Reviewed by Al Erisman
Free: The Future of a Radical Price by Chris Anderson. New York: Hyperion, 2009. xi, 274 pp.
Chris Anderson is the editor in chief of Wired magazine and the author of a best-selling book, The Long Tail. He was also the U.S. business editor for The Economist.
What would happen if an early prediction that electricity would be too cheap to meter, made at the time of the successful splitting of the atom, had come true? How would our economy look different? As a thought experiment, this would be a great exercise, though we know it did not happen.
But Anderson argues that another fundamental technology is rapidly approaching this point: bandwidth, processing power, and storage have dropped, and continue to drop, so significantly, that we might see the day when these are regarded as too cheap to meter. When products can be created digitally and can be distributed over the Net at virtually no cost, this changes the economics of many things.
It is not just computing that is impacted. Anything that can be put in digital form such as books, newspapers, and other media, also face very new economics. How do you run a business when the manufacturing process (digital copying) and the distribution process (over the Net) cost basically nothing?
It is this world that Anderson explores. He looks at why these things are true, and then looks at numerous business scenarios to see how they have been or might be transformed. How do you manage costs when a key resource is “free” is just one of the questions he explores. The usual process of saving and economizing is replaced by freely wasting that resource, as he urges us to do.
I was disappointed that he did little analysis on what went wrong with the dot-coms and the “new economy” from the 1990s. Because that era was proposing a version of Anderson’s free economy.

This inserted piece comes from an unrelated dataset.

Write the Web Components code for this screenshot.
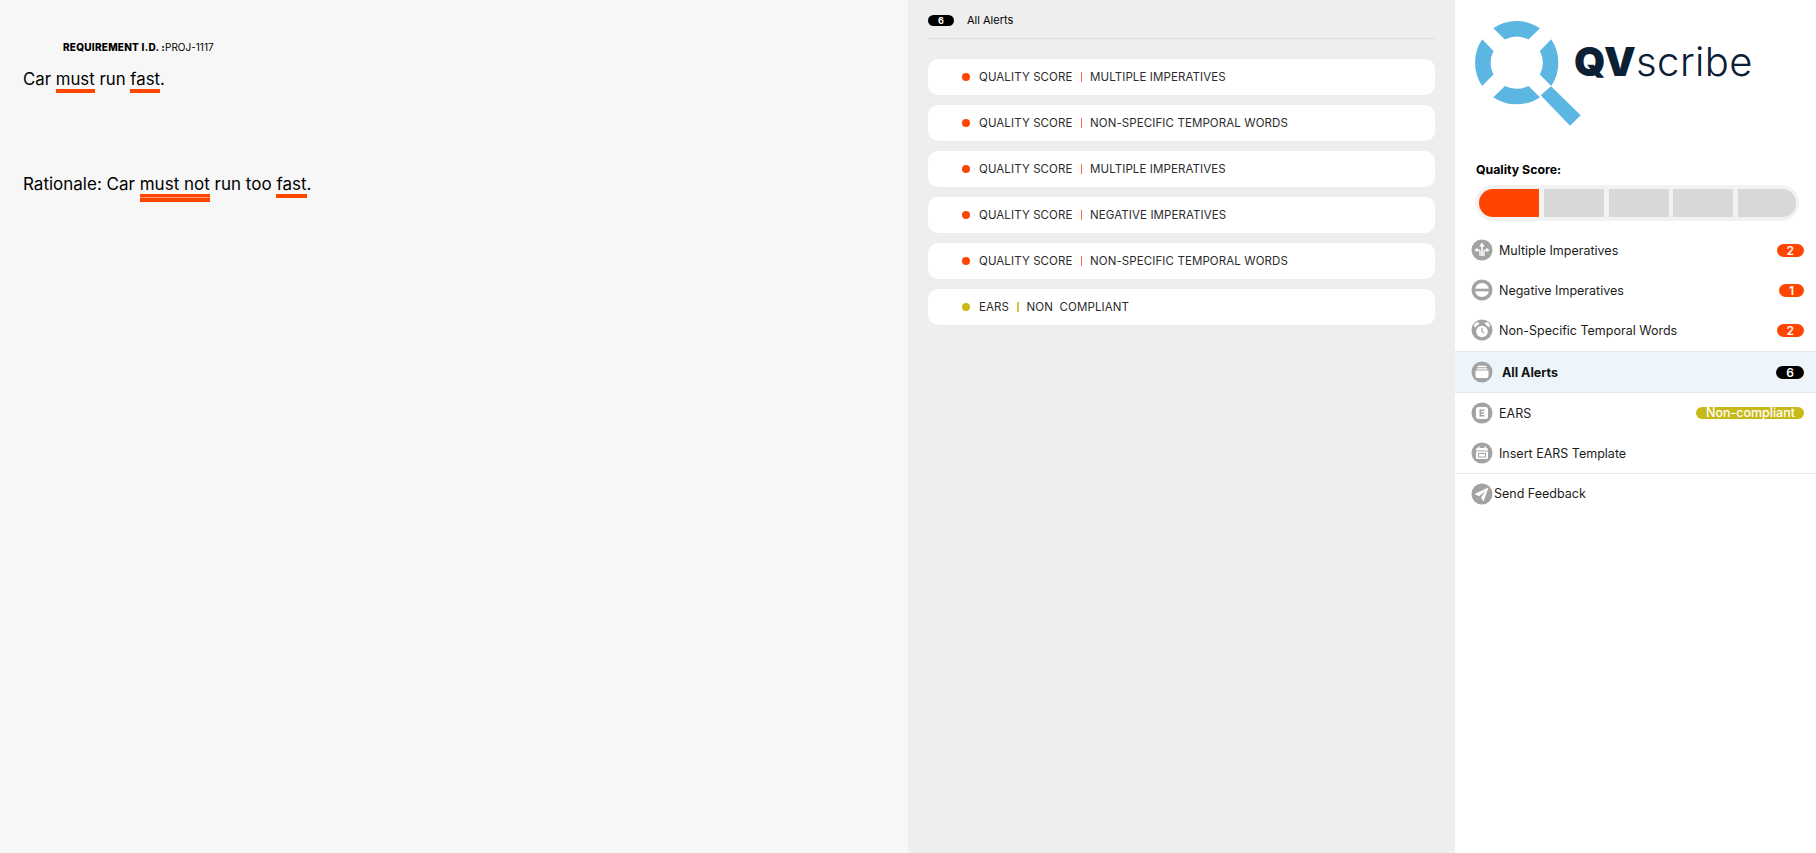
<!DOCTYPE html>
<html>
<head>
<meta charset="utf-8">
<title>QVscribe</title>
<style>
  html, body { margin: 0; height: 100%; }
  body { font-family: "Inter", "Liberation Sans", sans-serif; color: #000; overflow: hidden; }
</style>
</head>
<body>
<qv-app>
  <qv-document slot="document">
    <span slot="label">REQUIREMENT I.D. :</span>
    <span slot="id">PROJ-1117</span>
    <span slot="text">Car <qv-mark>must</qv-mark> run <qv-mark>fast</qv-mark>.</span>
    <span slot="rationale">Rationale: Car <qv-mark double>must not</qv-mark> run too <qv-mark>fast</qv-mark>.</span>
  </qv-document>
  <qv-alerts slot="alerts" count="6" title="All Alerts">
    <qv-alert kind="QUALITY SCORE" name="MULTIPLE IMPERATIVES"></qv-alert>
    <qv-alert kind="QUALITY SCORE" name="NON-SPECIFIC TEMPORAL WORDS"></qv-alert>
    <qv-alert kind="QUALITY SCORE" name="MULTIPLE IMPERATIVES"></qv-alert>
    <qv-alert kind="QUALITY SCORE" name="NEGATIVE IMPERATIVES"></qv-alert>
    <qv-alert kind="QUALITY SCORE" name="NON-SPECIFIC TEMPORAL WORDS"></qv-alert>
    <qv-alert kind="EARS" name="NON&nbsp; COMPLIANT" color="#c8b91a"></qv-alert>
  </qv-alerts>
  <qv-sidebar slot="sidebar">
    <qv-logo></qv-logo>
    <qv-score value="1"></qv-score>
    <qv-row icon="multi" badge="2">Multiple Imperatives</qv-row>
    <qv-row icon="negative" badge="1">Negative Imperatives</qv-row>
    <qv-row icon="clock" badge="2">Non-Specific Temporal Words</qv-row>
    <qv-row icon="tray" badge="6" badge-color="#000" active>All Alerts</qv-row>
    <qv-row icon="ears" badge="Non-compliant" badge-color="#c8b91a">EARS</qv-row>
    <qv-row icon="calendar">Insert EARS Template</qv-row>
    <qv-row icon="send" feedback>Send Feedback</qv-row>
  </qv-sidebar>
</qv-app>

<script>
// qv-app: the three columns
class QvApp extends HTMLElement {
  constructor() {
    super();
    this.attachShadow({ mode: 'open' }).innerHTML = `
      <style>
        :host { display: grid; grid-template-columns: 908px 547px 361px; height: 853px; }
      </style>
      <slot name="document"></slot>
      <slot name="alerts"></slot>
      <slot name="sidebar"></slot>`;
  }
}

// qv-document: the requirement text on the left
class QvDocument extends HTMLElement {
  constructor() {
    super();
    this.attachShadow({ mode: 'open' }).innerHTML = `
      <style>
        :host { display: block; background: #f7f7f7; padding: 41px 0 0 23px; }
        .req { font-size: 10px; line-height: 13px; padding-left: 40px; white-space: nowrap; }
        ::slotted([slot=label]) { font-weight: 800; letter-spacing: .25px; }
        .line { font-size: 16.800px; line-height: 24px; white-space: nowrap; }
        .text { margin-top: 13px; }
        .rationale { margin-top: 79px; font-size: 17px; }
      </style>
      <div class="req"><slot name="label"></slot><slot name="id"></slot></div>
      <div class="line text"><slot name="text"></slot></div>
      <div class="line rationale"><slot name="rationale"></slot></div>`;
  }
}

// qv-mark: an underlined hit in the text
class QvMark extends HTMLElement {
  constructor() {
    super();
    this.attachShadow({ mode: 'open' }).innerHTML = `
      <style>
        :host { display: inline-block; border-bottom: 4px solid #ff4500; line-height: 19px; height: 19px; }
        :host([double]) { border-bottom: 0; padding-bottom: 8px;
          background: linear-gradient(#ff4500 0 3.500px, #ff9a73 3.500px 4.500px, #ff4500 4.500px) bottom / 100% 8px no-repeat; }
      </style>
      <slot></slot>`;
  }
}

// qv-alerts: middle column with header and cards
class QvAlerts extends HTMLElement {
  constructor() {
    super();
    this.attachShadow({ mode: 'open' }).innerHTML = `
      <style>
        :host { display: block; background: #eeeeee; padding: 0 20px; }
        header { display: flex; align-items: center; gap: 13px; height: 38px; padding-top: 2px; box-sizing: border-box; font-size: 11px; }
        .count { width: 26px; height: 11px; border-radius: 6px; background: #000; color: #fff; font-size: 9px; font-weight: 700;
                 line-height: 11px; text-align: center; }
        hr { margin: 0 0 20px; border: 0; height: 1px; background: #dcdcdc; }
        .list { display: flex; flex-direction: column; gap: 10px; }
      </style>
      <header><span class="count"></span><span class="title"></span></header>
      <hr>
      <div class="list"><slot></slot></div>`;
  }
  connectedCallback() {
    this.shadowRoot.querySelector('.count').textContent = this.getAttribute('count');
    this.shadowRoot.querySelector('.title').textContent = this.getAttribute('title');
  }
}

// qv-alert: one white card
class QvAlert extends HTMLElement {
  constructor() {
    super();
    this.attachShadow({ mode: 'open' }).innerHTML = `
      <style>
        :host { display: flex; align-items: center; height: 36px; background: #fff; border-radius: 10px;
                padding-left: 34px; font-size: 11.500px; letter-spacing: .1px; color: #2b2b2b; white-space: nowrap; }
        .dot { width: 8px; height: 8px; border-radius: 50%; background: var(--c); margin-right: 9px; }
        .sep { width: 1.500px; height: 10px; background: var(--c); margin: 0 8px; opacity: .8; }
      </style>
      <span class="dot"></span><span class="kind"></span><span class="sep"></span><span class="name"></span>`;
  }
  connectedCallback() {
    this.style.setProperty('--c', this.getAttribute('color') || '#ff4500');
    this.shadowRoot.querySelector('.kind').textContent = this.getAttribute('kind');
    this.shadowRoot.querySelector('.name').textContent = this.getAttribute('name');
  }
}

// qv-sidebar: right column
class QvSidebar extends HTMLElement {
  constructor() {
    super();
    this.attachShadow({ mode: 'open' }).innerHTML = `
      <style>
        :host { display: block; background: #fff; }
      </style>
      <slot></slot>`;
  }
}

// qv-logo: magnifier and wordmark
class QvLogo extends HTMLElement {
  constructor() {
    super();
    this.attachShadow({ mode: 'open' }).innerHTML = `
      <style>
        :host { display: flex; align-items: flex-start; height: 160px; padding-left: 20px; box-sizing: border-box; }
        svg { margin-top: 21px; flex: none; }
        .word { margin: 40px 0 0 -7px; font-size: 40px; line-height: 44px; color: #0b2035; white-space: nowrap; }
        b { font-weight: 900; letter-spacing: .3px; }
        span { font-weight: 300; letter-spacing: .4px; }
      </style>
      <svg width="106" height="106" viewBox="0 0 106 106">
        <g fill="#5cb6e2">
          <path d="M18.300 7.200 A41.700 41.700 0 0 1 65 7.200 L53.400 18.500 A26 26 0 0 0 30 18.500 Z"/>
          <path d="M76.200 18.300 A41.700 41.700 0 0 1 76.200 65 L64.900 53.400 A26 26 0 0 0 64.900 30 Z"/>
          <path d="M7.200 18.300 A41.700 41.700 0 0 0 7.200 65 L18.500 53.400 A26 26 0 0 1 18.500 30 Z"/>
          <path d="M18.300 76.200 A41.700 41.700 0 0 0 65 76.200 L53.400 64.900 A26 26 0 0 1 30 64.900 Z"/>
          <path d="M65.700 74.300 L76 65.300 L105.700 94.300 L95 104.700 Z"/>
        </g>
      </svg>
      <div class="word"><b>QV</b><span>scribe</span></div>`;
  }
}

// qv-score: quality score meter
class QvScore extends HTMLElement {
  constructor() {
    super();
    this.attachShadow({ mode: 'open' }).innerHTML = `
      <style>
        :host { display: block; padding: 3px 17px 9px 20px; }
        .label { font-size: 12.300px; font-weight: 700; line-height: 13px; padding-left: 1px; }
        .bar { display: grid; grid-template-columns: 60px 60px 60px 60px 1fr; gap: 4.800px; margin-top: 9px; padding: 4px 3px 4px 4px;
               background: #f2f2f2; border-radius: 18px; height: 28px; }
        i { background: #d8d8d8; }
        i:first-child { border-radius: 14px 0 0 14px; }
        i:last-child { border-radius: 0 14px 14px 0; }
        i.on { background: #ff4500; }
      </style>
      <div class="label">Quality Score:</div>
      <div class="bar"><i></i><i></i><i></i><i></i><i></i></div>`;
  }
  connectedCallback() {
    const n = Number(this.getAttribute('value'));
    this.shadowRoot.querySelectorAll('i').forEach((el, idx) => {
      if (idx < n) el.classList.add('on');
    });
  }
}

const ICONS = {
  multi: '<g fill="none" stroke="#fff" stroke-width="1.600"><path d="M11 7 V17"/><path d="M5.500 11 H7.500 Q9 11 9 13 V17" stroke-width="1.300"/><path d="M16.500 11 H14.500 Q13 11 13 13 V17" stroke-width="1.300"/></g><path d="M11 3.500 L13.800 7.500 H8.200 Z M3.500 11 L6.500 8.800 V13.200 Z M18.500 11 L15.500 8.800 V13.200 Z" fill="#fff"/>',
  negative: '<circle cx="11" cy="11" r="7" fill="#fff"/><rect x="3" y="9.700" width="16" height="2.600" fill="#a3a3a3"/>',
  clock: '<circle cx="11" cy="12.500" r="5.800" fill="#fff"/><path d="M11 9 V12.500 L13 14" stroke="#a3a3a3" stroke-width="1.200" fill="none"/><path d="M4 8.500 A3 3 0 0 1 8.500 4.500 Z M18 8.500 A3 3 0 0 0 13.500 4.500 Z" fill="#fff"/>',
  tray: '<path d="M7.500 4.800 H14.500 A1 1 0 0 1 15.500 5.800 V6.300 H6.500 V5.800 A1 1 0 0 1 7.500 4.800 Z M5.800 7.200 H16.200 V8.600 H5.800 Z" fill="#fff"/><path d="M4.500 9.500 H17.500 V15 A2 2 0 0 1 15.500 17 H6.500 A2 2 0 0 1 4.500 15 Z" fill="#fff"/>',
  ears: '<rect x="5" y="5" width="12" height="12" rx="2.500" fill="#fff"/><path d="M8.500 7.500 H13.500 V9 H10.200 V10.300 H13 V11.700 H10.200 V13 H13.500 V14.500 H8.500 Z" fill="#a3a3a3"/>',
  calendar: '<rect x="5" y="6" width="12" height="11" rx="1.500" fill="#fff"/><rect x="7" y="4.500" width="1.500" height="3" fill="#fff"/><rect x="13.500" y="4.500" width="1.500" height="3" fill="#fff"/><rect x="5" y="8.500" width="12" height="1" fill="#a3a3a3"/><rect x="7.500" y="11.500" width="7" height="3.500" fill="none" stroke="#a3a3a3"/>',
  send: '<path d="M17.500 4.500 L3.500 11 L8 13.300 L14.500 8 L10 14.500 L12.500 18.500 Z" fill="#fff"/>'
};

// qv-row: one sidebar line with icon, label and optional badge
class QvRow extends HTMLElement {
  constructor() {
    super();
    this.attachShadow({ mode: 'open' }).innerHTML = `
      <style>
        :host { display: flex; align-items: center; height: 40px; padding: 0 12px 0 16px; font-size: 12.500px; color: #1c1c1c;
                white-space: nowrap; box-sizing: border-box; }
        :host([active]) { height: 42px; margin-top: 1px; font-weight: 700; background: #edf5fb; color: #111;
                border-top: 1px solid #e6e6e6; border-bottom: 1px solid #e6e6e6; }
        :host([feedback]) { border-top: 1px solid #e6e6e6; }
        svg { flex: none; margin-right: 6px; }
        :host([active]) svg { margin-right: 9px; }
        :host([feedback]) svg { margin-right: 1px; }
        .label { flex: 1; }
        .badge { height: 13px; padding: 0 10px; border-radius: 7px; color: #fff; font-size: 12px; font-weight: 600; line-height: 13px; }
        .badge.long { height: 12px; line-height: 12px; font-size: 12.500px; font-weight: 500; padding: 0 9px 0 10px; }
      </style>
      <svg width="22" height="22" viewBox="0 0 22 22"><circle cx="11" cy="11" r="10.500" fill="#a3a3a3"/><g class="glyph"></g></svg>
      <span class="label"><slot></slot></span>
      <span class="badge"></span>`;
  }
  connectedCallback() {
    const root = this.shadowRoot;
    root.querySelector('.glyph').innerHTML = ICONS[this.getAttribute('icon')];
    const badge = root.querySelector('.badge');
    const text = this.getAttribute('badge');
    if (!text) {
      badge.remove();
      return;
    }
    badge.textContent = text;
    badge.style.background = this.getAttribute('badge-color') || '#ff4500';
    if (text.length > 2) badge.classList.add('long');
  }
}

customElements.define('qv-app', QvApp);
customElements.define('qv-document', QvDocument);
customElements.define('qv-mark', QvMark);
customElements.define('qv-alerts', QvAlerts);
customElements.define('qv-alert', QvAlert);
customElements.define('qv-sidebar', QvSidebar);
customElements.define('qv-logo', QvLogo);
customElements.define('qv-score', QvScore);
customElements.define('qv-row', QvRow);
</script>
</body>
</html>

That said, however, this is a fascinating read. Even when you find yourself disagreeing with Anderson on his predictions, it is important to consider his arguments, because this is an area where almost every business must engage, at least at some level. Non-technology people in particular should engage in the ideas of this book because they are, by traditional standards, a radical departure from the old world. At least the questions he raises need to be considered.